[SET PROBLEM]:
Give the listing again exactly, omitting its images.
— start of COLLECTED DATA —
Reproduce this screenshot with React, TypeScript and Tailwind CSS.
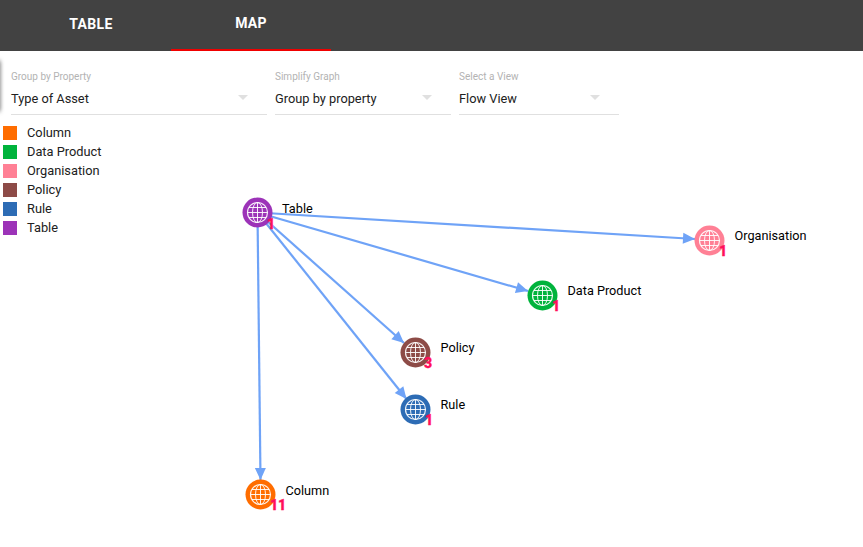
import React from "react";

const legend = [
  ["Column", "bg-[#ff6d00]"],
  ["Data Product", "bg-[#00b33c]"],
  ["Organisation", "bg-[#ff8095]"],
  ["Policy", "bg-[#8d4b47]"],
  ["Rule", "bg-[#2d6cb5]"],
  ["Table", "bg-[#9c33b8]"],
];

const nodes = [
  { label: "Table", x: 257.5, y: 212.5, c: "#9c33b8", n: "1", lx: 282, ly: 213, bx: 268, by: 217 },
  { label: "Organisation", x: 709.5, y: 240.5, c: "#ff8095", n: "1", lx: 734.5, ly: 240, bx: 720, by: 244 },
  { label: "Data Product", x: 542.5, y: 295.5, c: "#00b33c", n: "1", lx: 567.5, ly: 295, bx: 553, by: 299 },
  { label: "Policy", x: 415.5, y: 352.5, c: "#8d4b47", n: "3", lx: 440.5, ly: 352, bx: 425, by: 356 },
  { label: "Rule", x: 415.5, y: 409.5, c: "#2d6cb5", n: "1", lx: 440.5, ly: 409, bx: 426, by: 413 },
  { label: "Column", x: 260.5, y: 494.5, c: "#ff6d00", n: "11", lx: 285.5, ly: 495, bx: 271, by: 498 },
];

const edges: [number, number, number, number][] = [
  [257.5, 212.5, 695, 239],
  [257.5, 212.5, 528, 291],
  [257.5, 212.5, 404, 343],
  [257.5, 212.5, 406.5, 399],
  [257.5, 212.5, 260.5, 480],
];

function arrowHead(x0: number, y0: number, x: number, y: number) {
  const a = Math.atan2(y - y0, x - x0);
  const l = 12;
  const w = 5.5;
  const bx = x - l * Math.cos(a);
  const by = y - l * Math.sin(a);
  const nx = -Math.sin(a) * w;
  const ny = Math.cos(a) * w;
  return `${x},${y} ${bx + nx},${by + ny} ${bx - nx},${by - ny}`;
}

function Select({ label, value, width, arrow }: { label: string; value: string; width: string; arrow: string }) {
  return (
    <div className={`${width} h-[64px] border-b border-[#e0e0e0] relative`}>
      <div className="text-[10px] leading-[12px] text-[#b3b3b3] pt-[20px]">{label}</div>
      <div className="text-[12.8px] leading-[16px] text-[#212121] mt-[8px]">{value}</div>
      <div className={`absolute top-[44px] ${arrow} w-0 h-0 border-x-[5px] border-x-transparent border-t-[5px] border-t-[#e0e0e0]`} />
    </div>
  );
}

export default function App() {
  return (
    <div className="relative w-[863px] h-[547px] bg-white overflow-hidden font-['Roboto',sans-serif]">
      <div className="h-[51px] bg-[#424242] flex pl-[11px]">
        <div className="w-[160px] h-[51px] flex items-center justify-center text-white text-[14px] tracking-[0.4px] font-bold pb-[3px]">TABLE</div>
        <div className="w-[160px] h-[51px] flex items-center justify-center text-white text-[14px] tracking-[0.2px] font-bold pb-[3px] border-b-2 border-[#f00000]">MAP</div>
      </div>
      <div className="flex gap-2 pl-[11px] h-[64px]">
        <Select label="Group by Property" value="Type of Asset" width="w-[256px]" arrow="left-[227px]" />
        <Select label="Simplify Graph" value="Group by property" width="w-[176px]" arrow="left-[147px]" />
        <Select label="Select a View" value="Flow View" width="w-[160px]" arrow="left-[131px]" />
      </div>
      <div className="absolute -left-[3px] top-[60px] w-[3px] h-[52px] bg-[#555] rounded-r shadow-[0_0_4px_rgba(0,0,0,0.7)]" />
      <div className="pl-[3px] pt-[8px] flex flex-col">
        {legend.map(([name, color]) => (
          <div key={name} className="h-[19px] flex items-center gap-[10px]">
            <div className={`w-[14px] h-[14px] ${color}`} />
            <span className="text-[12.8px] text-[#212121] leading-[19px]">{name}</span>
          </div>
        ))}
      </div>

      <svg className="absolute left-0 top-0" width="863" height="547" viewBox="0 0 863 547">
        {edges.map(([a, b, c, d], i) => (
          <g key={i}>
            <line x1={a} y1={b} x2={c} y2={d} stroke="#6fa3f7" strokeWidth="2.2" />
            <polygon points={arrowHead(a, b, c, d)} fill="#6fa3f7" />
          </g>
        ))}
        {nodes.map((n) => (
          <g key={n.label}>
            <circle cx={n.x} cy={n.y} r="15" fill={n.c} />
            <g fill="none" stroke="#fff" strokeWidth="1" strokeOpacity="0.9">
              <circle cx={n.x} cy={n.y} r="10" strokeWidth="1.2" />
              <ellipse cx={n.x} cy={n.y} rx="5" ry="10" />
              <line x1={n.x} y1={n.y - 10} x2={n.x} y2={n.y + 10} />
              <line x1={n.x - 10} y1={n.y} x2={n.x + 10} y2={n.y} />
              <line x1={n.x - 8.5} y1={n.y - 5} x2={n.x + 8.5} y2={n.y - 5} />
              <line x1={n.x - 8.5} y1={n.y + 5} x2={n.x + 8.5} y2={n.y + 5} />
            </g>
          </g>
        ))}
      </svg>
      {nodes.map((n) => (
        <React.Fragment key={n.label}>
          <span
            className="absolute text-[12.7px] leading-[14px] text-black whitespace-nowrap"
            style={{ left: n.lx, top: n.ly - 11 }}
          >
            {n.label}
          </span>
          <span
            className="absolute text-[14px] leading-[14px] font-black text-[#ff0f5a] [-webkit-text-stroke:0.3px_#ff0f5a] whitespace-nowrap"
            style={{ left: n.bx - 1, top: n.by }}
          >
            {n.n}
          </span>
        </React.Fragment>
      ))}
    </div>
  );
}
— end of COLLECTED DATA —
[EXPECTED ANSWER]:
Reproduce this screenshot with React, TypeScript and Tailwind CSS.
import React from "react";

const legend = [
  ["Column", "bg-[#ff6d00]"],
  ["Data Product", "bg-[#00b33c]"],
  ["Organisation", "bg-[#ff8095]"],
  ["Policy", "bg-[#8d4b47]"],
  ["Rule", "bg-[#2d6cb5]"],
  ["Table", "bg-[#9c33b8]"],
];

const nodes = [
  { label: "Table", x: 257.5, y: 212.5, c: "#9c33b8", n: "1", lx: 282, ly: 213, bx: 268, by: 217 },
  { label: "Organisation", x: 709.5, y: 240.5, c: "#ff8095", n: "1", lx: 734.5, ly: 240, bx: 720, by: 244 },
  { label: "Data Product", x: 542.5, y: 295.5, c: "#00b33c", n: "1", lx: 567.5, ly: 295, bx: 553, by: 299 },
  { label: "Policy", x: 415.5, y: 352.5, c: "#8d4b47", n: "3", lx: 440.5, ly: 352, bx: 425, by: 356 },
  { label: "Rule", x: 415.5, y: 409.5, c: "#2d6cb5", n: "1", lx: 440.5, ly: 409, bx: 426, by: 413 },
  { label: "Column", x: 260.5, y: 494.5, c: "#ff6d00", n: "11", lx: 285.5, ly: 495, bx: 271, by: 498 },
];

const edges: [number, number, number, number][] = [
  [257.5, 212.5, 695, 239],
  [257.5, 212.5, 528, 291],
  [257.5, 212.5, 404, 343],
  [257.5, 212.5, 406.5, 399],
  [257.5, 212.5, 260.5, 480],
];

function arrowHead(x0: number, y0: number, x: number, y: number) {
  const a = Math.atan2(y - y0, x - x0);
  const l = 12;
  const w = 5.5;
  const bx = x - l * Math.cos(a);
  const by = y - l * Math.sin(a);
  const nx = -Math.sin(a) * w;
  const ny = Math.cos(a) * w;
  return `${x},${y} ${bx + nx},${by + ny} ${bx - nx},${by - ny}`;
}

function Select({ label, value, width, arrow }: { label: string; value: string; width: string; arrow: string }) {
  return (
    <div className={`${width} h-[64px] border-b border-[#e0e0e0] relative`}>
      <div className="text-[10px] leading-[12px] text-[#b3b3b3] pt-[20px]">{label}</div>
      <div className="text-[12.8px] leading-[16px] text-[#212121] mt-[8px]">{value}</div>
      <div className={`absolute top-[44px] ${arrow} w-0 h-0 border-x-[5px] border-x-transparent border-t-[5px] border-t-[#e0e0e0]`} />
    </div>
  );
}

export default function App() {
  return (
    <div className="relative w-[863px] h-[547px] bg-white overflow-hidden font-['Roboto',sans-serif]">
      <div className="h-[51px] bg-[#424242] flex pl-[11px]">
        <div className="w-[160px] h-[51px] flex items-center justify-center text-white text-[14px] tracking-[0.4px] font-bold pb-[3px]">TABLE</div>
        <div className="w-[160px] h-[51px] flex items-center justify-center text-white text-[14px] tracking-[0.2px] font-bold pb-[3px] border-b-2 border-[#f00000]">MAP</div>
      </div>
      <div className="flex gap-2 pl-[11px] h-[64px]">
        <Select label="Group by Property" value="Type of Asset" width="w-[256px]" arrow="left-[227px]" />
        <Select label="Simplify Graph" value="Group by property" width="w-[176px]" arrow="left-[147px]" />
        <Select label="Select a View" value="Flow View" width="w-[160px]" arrow="left-[131px]" />
      </div>
      <div className="absolute -left-[3px] top-[60px] w-[3px] h-[52px] bg-[#555] rounded-r shadow-[0_0_4px_rgba(0,0,0,0.7)]" />
      <div className="pl-[3px] pt-[8px] flex flex-col">
        {legend.map(([name, color]) => (
          <div key={name} className="h-[19px] flex items-center gap-[10px]">
            <div className={`w-[14px] h-[14px] ${color}`} />
            <span className="text-[12.8px] text-[#212121] leading-[19px]">{name}</span>
          </div>
        ))}
      </div>

      <svg className="absolute left-0 top-0" width="863" height="547" viewBox="0 0 863 547">
        {edges.map(([a, b, c, d], i) => (
          <g key={i}>
            <line x1={a} y1={b} x2={c} y2={d} stroke="#6fa3f7" strokeWidth="2.2" />
            <polygon points={arrowHead(a, b, c, d)} fill="#6fa3f7" />
          </g>
        ))}
        {nodes.map((n) => (
          <g key={n.label}>
            <circle cx={n.x} cy={n.y} r="15" fill={n.c} />
            <g fill="none" stroke="#fff" strokeWidth="1" strokeOpacity="0.9">
              <circle cx={n.x} cy={n.y} r="10" strokeWidth="1.2" />
              <ellipse cx={n.x} cy={n.y} rx="5" ry="10" />
              <line x1={n.x} y1={n.y - 10} x2={n.x} y2={n.y + 10} />
              <line x1={n.x - 10} y1={n.y} x2={n.x + 10} y2={n.y} />
              <line x1={n.x - 8.5} y1={n.y - 5} x2={n.x + 8.5} y2={n.y - 5} />
              <line x1={n.x - 8.5} y1={n.y + 5} x2={n.x + 8.5} y2={n.y + 5} />
            </g>
          </g>
        ))}
      </svg>
      {nodes.map((n) => (
        <React.Fragment key={n.label}>
          <span
            className="absolute text-[12.7px] leading-[14px] text-black whitespace-nowrap"
            style={{ left: n.lx, top: n.ly - 11 }}
          >
            {n.label}
          </span>
          <span
            className="absolute text-[14px] leading-[14px] font-black text-[#ff0f5a] [-webkit-text-stroke:0.3px_#ff0f5a] whitespace-nowrap"
            style={{ left: n.bx - 1, top: n.by }}
          >
            {n.n}
          </span>
        </React.Fragment>
      ))}
    </div>
  );
}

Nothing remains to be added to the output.